Prime Minister Mark Rutte has upped the ante in the Dutch campaign for the European Parliament elections, turning the vote into a two-way battle between his liberal-conservative VVD party and the far-right FvD, led by the controversial, ideologically extreme Thierry Baudet.
Behind this is Rutte’s wish to avoid a repeat of the provincial elections in March, when the FvD surprisingly ended up first, although polls predicted another win for the VVD.
It started with an announcement on 14 May where Rutte openly attacked Baudet, calling his theories and ideas such as Nexit bizarre and crazy, depicting him and his party as a threat to the country. He went on to challenge Baudet to a one on one debate.
Rutte also increased his media visibility for the campaign, overshadowing by far the VVD’s official campaign leader, Malik Azmani. The move was remarkable and in sharp contrast to the VVD’s campaign for the provincial elections of March, where Baudet or the FvD were barely mentioned.
Most Dutch media jumped at Rutte’s challenge to Baudet, and the latter’s picking up of the gauntlet through tactful social media messaging.
Discussions on the format, type and venue of the debate largely overshadowed campaigns of other political parties, including that of Frans Timmermans, the Spitzenkandidat for the EU’s social democrats.
Eventually, the opponents agreed to hold the debate on Wednesday (22 May), a day before the EP elections in the Netherlands. Most other EU states hold their EU elections between 24 and 26 May.
Projections and implications
A recent poll suggests that a small share of voters could potentially switch allegiance and instead vote tactically for either the VVD or FvD. Any slight shift in support here could very well hand one of the two parties a symbolic but crucial victory.
The poll includes a projection based on 2014’s EP elections, predicting both parties could gain around 15% of the vote or five MEP seats each.
However, there are a few caveats, given that the traditionally low turnout in EP elections in the Netherlands (37% in 2014), has favoured the more pro-EU parties. This does not really include the VVD, which had long been a soft Eurosceptic party, before Rutte’s recent more pro-EU turn, but he might still succeed in attracting those voters.
On the other hand, the gamble to hold the duel might backfire, as it could motivate more Eurosceptic voters to head to the ballot box.
In any case, the Dutch have in recent years warmed up to the EU, partly because of Brexit, and 84% of people now consider EU membership a good thing – the second highest after Luxembourg. On top of that, 86% of people indicated that they would vote to remain in the EU in case a referendum was held.
This is where the FvD’s position matters, but the party has been ambiguous in the past and has held different positions on the issue of Nexit, and there are some divisions in the party itself.
In general, they say they prefer to reform the EU from within, rather than follow the risky Brexit path. But they still want to hold a referendum on EU membership at some point.

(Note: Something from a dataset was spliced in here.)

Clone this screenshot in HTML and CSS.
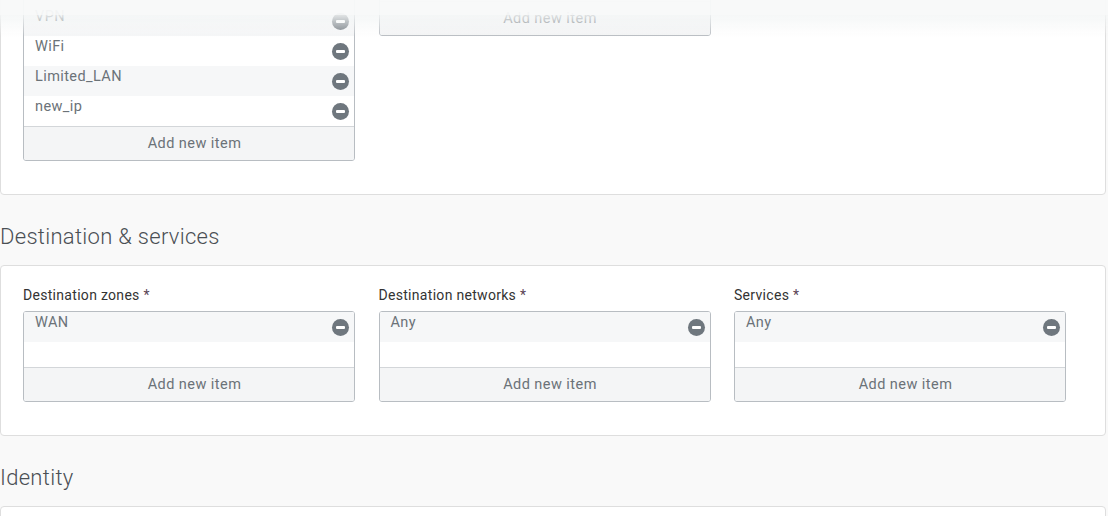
FILE: index.html
```html
<!DOCTYPE html>
<html lang="en">
  <head>
    <meta charset="UTF-8" />
    <meta name="viewport" content="width=device-width, initial-scale=1.0" />
    <title>Firewall rule</title>
    <link rel="stylesheet" href="styles.css">
  </head>
  <body>
    <div class="top-bar"></div>

    <main class="page">
      <section class="card card-first">
        <div class="field-grid">
          <div class="field">
            <label class="field-label">Source zones <span class="req">*</span></label>
            <div class="list-box">
              <ul class="list-rows">
                <li class="list-row"><span>LAN</span><button class="remove-btn" aria-label="Remove"></button></li>
                <li class="list-row"><span>DMZ</span><button class="remove-btn" aria-label="Remove"></button></li>
                <li class="list-row"><span>VPN</span><button class="remove-btn" aria-label="Remove"></button></li>
                <li class="list-row"><span>WiFi</span><button class="remove-btn" aria-label="Remove"></button></li>
                <li class="list-row"><span>Limited_LAN</span><button class="remove-btn" aria-label="Remove"></button></li>
                <li class="list-row"><span>new_ip</span><button class="remove-btn" aria-label="Remove"></button></li>
              </ul>
              <div class="list-footer">Add new item</div>
            </div>
          </div>
          <div class="field">
            <label class="field-label">Source networks and devices <span class="req">*</span></label>
            <div class="list-box">
              <ul class="list-rows">
                <li class="list-row"><span>Any</span><button class="remove-btn" aria-label="Remove"></button></li>
              </ul>
              <div class="list-footer">Add new item</div>
            </div>
          </div>
        </div>
      </section>

      <h2 class="section-title">Destination &amp; services</h2>
      <section class="card">
        <div class="field-grid">
          <div class="field">
            <label class="field-label">Destination zones <span class="req">*</span></label>
            <div class="list-box">
              <ul class="list-rows">
                <li class="list-row"><span>WAN</span><button class="remove-btn" aria-label="Remove"></button></li>
              </ul>
              <div class="list-footer">Add new item</div>
            </div>
          </div>
          <div class="field">
            <label class="field-label">Destination networks <span class="req">*</span></label>
            <div class="list-box">
              <ul class="list-rows">
                <li class="list-row"><span>Any</span><button class="remove-btn" aria-label="Remove"></button></li>
              </ul>
              <div class="list-footer">Add new item</div>
            </div>
          </div>
          <div class="field">
            <label class="field-label">Services <span class="req">*</span></label>
            <div class="list-box">
              <ul class="list-rows">
                <li class="list-row"><span>Any</span><button class="remove-btn" aria-label="Remove"></button></li>
              </ul>
              <div class="list-footer">Add new item</div>
            </div>
          </div>
        </div>
      </section>

      <h2 class="section-title">Identity</h2>
      <section class="card card-last"></section>
    </main>
  </body>
</html>
```

FILE: styles.css
```css
* {
  margin: 0;
  padding: 0;
  box-sizing: border-box;
  font-family: Roboto, "Liberation Sans", sans-serif;
}

:root {
  --page: #f9f9f9;
  --card-border: #dedede;
  --box-border: #b8bdc2;
  --row-alt: #f6f7f8;
  --footer: #f4f5f6;
  --muted: #6b7278;
  --icon: #6f777e;
}

body {
  background: var(--page);
  color: #333;
}

/* Sticky header shadow */
.top-bar {
  position: fixed;
  top: 0;
  left: 0;
  width: 100%;
  height: 15px;
  background: rgba(248, 249, 249, 0.96);
  z-index: 10;
}

.top-bar::after {
  content: "";
  position: absolute;
  top: 15px;
  left: 0;
  width: 100%;
  height: 22px;
  background: linear-gradient(rgba(244, 246, 246, 0.85), rgba(255, 255, 255, 0));
}

.page {
  margin-top: -101px;
  margin-right: 2px;
}

/* Cards */
.card {
  background: #fff;
  border: 1px solid var(--card-border);
  border-radius: 4px;
  padding: 20px 0 33px 22px;
}

.card-last {
  height: 40px;
}

.section-title {
  font-size: 22px;
  font-weight: 300;
  line-height: 30px;
  letter-spacing: 0.3px;
  color: #4a4f54;
  margin: 27px 0 13px;
}

.field-grid {
  display: grid;
  grid-template-columns: repeat(3, 332px);
  column-gap: 23.5px;
  align-items: start;
}

.field-label {
  display: block;
  font-size: 14px;
  line-height: 18px;
  letter-spacing: 0.3px;
  color: #333;
  margin-bottom: 7px;
}

.req {
  color: #5a4455;
}

/* List boxes */
.list-box {
  border: 1px solid var(--box-border);
  border-radius: 3px;
  overflow: hidden;
}

.list-rows {
  list-style: none;
  min-height: 55px;
  background: #fff;
}

.list-row {
  display: flex;
  justify-content: space-between;
  align-items: center;
  height: 30px;
  padding: 0 5px 0 11px;
  font-size: 14.5px;
  letter-spacing: 0.4px;
  color: var(--muted);
}

.list-row span {
  align-self: flex-start;
  line-height: 22px;
}

.list-row:nth-child(odd) {
  background: var(--row-alt);
}

.remove-btn {
  position: relative;
  width: 17px;
  height: 17px;
  border: none;
  border-radius: 50%;
  background: var(--icon);
  cursor: pointer;
}

.remove-btn::after {
  content: "";
  position: absolute;
  left: 4px;
  top: 7px;
  width: 9px;
  height: 3px;
  border-radius: 1px;
  background: #fff;
}

.list-footer {
  height: 34px;
  line-height: 33px;
  padding-left: 11px;
  text-align: center;
  font-size: 14.5px;
  letter-spacing: 0.45px;
  color: var(--muted);
  background: var(--footer);
  border-top: 1px solid #d3d6d9;
}
```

Several pro-EU parties are trailing the FvD and VVD in the polls, including the social-democrat PvdA and Christian democrat CDA that could gain 13% of the vote each, or in 3-4 MEP seats each. The Greens and Social Liberals could end up with two MEP seats each.
Some other Eurosceptic parties like the declining far-right PVV and socialist SP are expected to win a single MEP. But overall, a victory of the more pro-EU camp is inevitable.
Consequences of the battle royale
If Nexit takes centre stage during the duel, Rutte could present himself as the responsible statesman compared to Baudet and, if successful, re-assert his VVD as the dominant political party.
However, by betting high on this duel, Rutte could also see himself and his party lose. More than that, he would be personally blamed for the loss, contrary to the provincial elections where he had largely stayed away. This could, in turn, have political consequences for him and provide additional momentum for the FvD.
One clear win will be a higher turnout. It was just 37% in 2014 but this year’s vote is expected to prompt more people, both Eurosceptic and pro-EU voters, to head to the ballot box.
Robert Steenland works as an evaluation and research consultant in EU policies, as well as an analyst in EU politics.